─── Data segment ───
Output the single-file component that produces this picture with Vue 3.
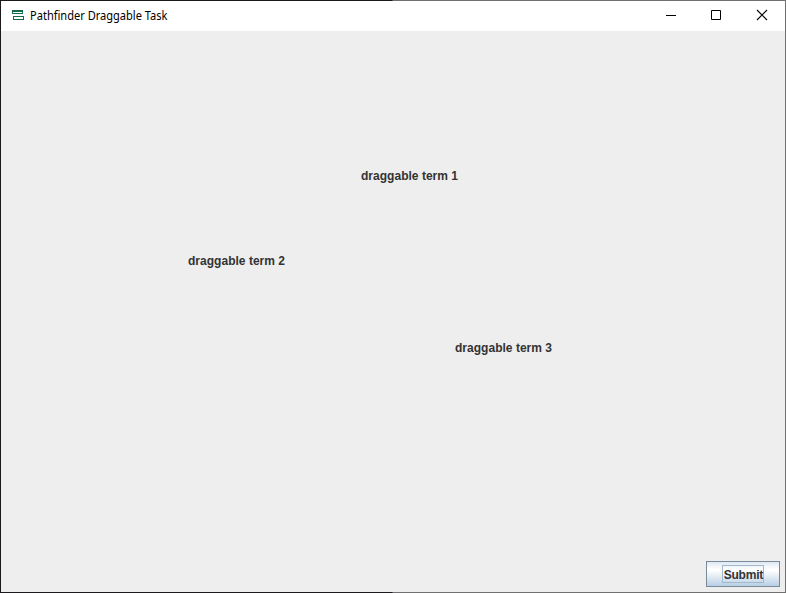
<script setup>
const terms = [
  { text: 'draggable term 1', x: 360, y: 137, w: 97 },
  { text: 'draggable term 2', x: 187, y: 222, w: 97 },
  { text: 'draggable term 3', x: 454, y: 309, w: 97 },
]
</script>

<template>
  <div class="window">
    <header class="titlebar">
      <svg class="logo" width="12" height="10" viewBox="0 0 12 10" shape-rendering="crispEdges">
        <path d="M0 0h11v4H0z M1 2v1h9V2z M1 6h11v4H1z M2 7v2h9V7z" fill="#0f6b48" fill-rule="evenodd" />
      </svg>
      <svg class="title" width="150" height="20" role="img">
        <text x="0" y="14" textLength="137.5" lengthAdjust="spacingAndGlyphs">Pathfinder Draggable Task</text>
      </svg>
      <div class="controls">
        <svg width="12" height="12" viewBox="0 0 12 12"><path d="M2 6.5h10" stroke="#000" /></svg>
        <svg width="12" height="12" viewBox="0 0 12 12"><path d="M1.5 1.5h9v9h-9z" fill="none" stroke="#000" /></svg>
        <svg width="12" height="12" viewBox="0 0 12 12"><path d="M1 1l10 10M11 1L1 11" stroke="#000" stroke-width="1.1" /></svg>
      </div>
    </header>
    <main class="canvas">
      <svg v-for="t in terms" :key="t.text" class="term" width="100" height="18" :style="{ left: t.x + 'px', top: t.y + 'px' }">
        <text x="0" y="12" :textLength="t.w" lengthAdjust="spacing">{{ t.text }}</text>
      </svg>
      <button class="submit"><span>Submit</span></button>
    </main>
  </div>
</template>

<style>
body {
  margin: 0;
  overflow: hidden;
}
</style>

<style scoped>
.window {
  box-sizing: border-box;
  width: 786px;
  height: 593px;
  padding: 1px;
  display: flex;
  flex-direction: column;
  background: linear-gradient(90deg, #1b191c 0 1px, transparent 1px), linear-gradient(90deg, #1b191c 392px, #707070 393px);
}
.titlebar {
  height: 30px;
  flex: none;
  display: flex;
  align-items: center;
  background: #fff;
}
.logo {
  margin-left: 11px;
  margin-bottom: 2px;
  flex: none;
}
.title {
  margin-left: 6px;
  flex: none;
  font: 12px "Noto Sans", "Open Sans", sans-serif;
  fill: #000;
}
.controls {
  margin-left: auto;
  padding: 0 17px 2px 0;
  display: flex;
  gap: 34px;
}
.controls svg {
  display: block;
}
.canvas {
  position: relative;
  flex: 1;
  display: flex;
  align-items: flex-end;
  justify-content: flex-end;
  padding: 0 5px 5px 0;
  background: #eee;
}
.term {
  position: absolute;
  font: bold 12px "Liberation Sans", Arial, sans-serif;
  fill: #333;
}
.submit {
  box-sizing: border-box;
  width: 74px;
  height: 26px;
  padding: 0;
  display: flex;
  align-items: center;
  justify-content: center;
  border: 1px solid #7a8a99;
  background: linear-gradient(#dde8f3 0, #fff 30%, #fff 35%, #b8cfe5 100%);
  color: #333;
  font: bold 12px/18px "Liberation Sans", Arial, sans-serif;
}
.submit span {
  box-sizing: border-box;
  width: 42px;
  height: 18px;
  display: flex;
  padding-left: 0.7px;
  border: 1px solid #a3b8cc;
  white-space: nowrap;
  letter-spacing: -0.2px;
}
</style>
───
**Written problem:** Reproduce every line precisely as given, omitting all pictures.

**Reply to the task:**
Output the single-file component that produces this picture with Vue 3.
<script setup>
const terms = [
  { text: 'draggable term 1', x: 360, y: 137, w: 97 },
  { text: 'draggable term 2', x: 187, y: 222, w: 97 },
  { text: 'draggable term 3', x: 454, y: 309, w: 97 },
]
</script>

<template>
  <div class="window">
    <header class="titlebar">
      <svg class="logo" width="12" height="10" viewBox="0 0 12 10" shape-rendering="crispEdges">
        <path d="M0 0h11v4H0z M1 2v1h9V2z M1 6h11v4H1z M2 7v2h9V7z" fill="#0f6b48" fill-rule="evenodd" />
      </svg>
      <svg class="title" width="150" height="20" role="img">
        <text x="0" y="14" textLength="137.5" lengthAdjust="spacingAndGlyphs">Pathfinder Draggable Task</text>
      </svg>
      <div class="controls">
        <svg width="12" height="12" viewBox="0 0 12 12"><path d="M2 6.5h10" stroke="#000" /></svg>
        <svg width="12" height="12" viewBox="0 0 12 12"><path d="M1.5 1.5h9v9h-9z" fill="none" stroke="#000" /></svg>
        <svg width="12" height="12" viewBox="0 0 12 12"><path d="M1 1l10 10M11 1L1 11" stroke="#000" stroke-width="1.1" /></svg>
      </div>
    </header>
    <main class="canvas">
      <svg v-for="t in terms" :key="t.text" class="term" width="100" height="18" :style="{ left: t.x + 'px', top: t.y + 'px' }">
        <text x="0" y="12" :textLength="t.w" lengthAdjust="spacing">{{ t.text }}</text>
      </svg>
      <button class="submit"><span>Submit</span></button>
    </main>
  </div>
</template>

<style>
body {
  margin: 0;
  overflow: hidden;
}
</style>

<style scoped>
.window {
  box-sizing: border-box;
  width: 786px;
  height: 593px;
  padding: 1px;
  display: flex;
  flex-direction: column;
  background: linear-gradient(90deg, #1b191c 0 1px, transparent 1px), linear-gradient(90deg, #1b191c 392px, #707070 393px);
}
.titlebar {
  height: 30px;
  flex: none;
  display: flex;
  align-items: center;
  background: #fff;
}
.logo {
  margin-left: 11px;
  margin-bottom: 2px;
  flex: none;
}
.title {
  margin-left: 6px;
  flex: none;
  font: 12px "Noto Sans", "Open Sans", sans-serif;
  fill: #000;
}
.controls {
  margin-left: auto;
  padding: 0 17px 2px 0;
  display: flex;
  gap: 34px;
}
.controls svg {
  display: block;
}
.canvas {
  position: relative;
  flex: 1;
  display: flex;
  align-items: flex-end;
  justify-content: flex-end;
  padding: 0 5px 5px 0;
  background: #eee;
}
.term {
  position: absolute;
  font: bold 12px "Liberation Sans", Arial, sans-serif;
  fill: #333;
}
.submit {
  box-sizing: border-box;
  width: 74px;
  height: 26px;
  padding: 0;
  display: flex;
  align-items: center;
  justify-content: center;
  border: 1px solid #7a8a99;
  background: linear-gradient(#dde8f3 0, #fff 30%, #fff 35%, #b8cfe5 100%);
  color: #333;
  font: bold 12px/18px "Liberation Sans", Arial, sans-serif;
}
.submit span {
  box-sizing: border-box;
  width: 42px;
  height: 18px;
  display: flex;
  padding-left: 0.7px;
  border: 1px solid #a3b8cc;
  white-space: nowrap;
  letter-spacing: -0.2px;
}
</style>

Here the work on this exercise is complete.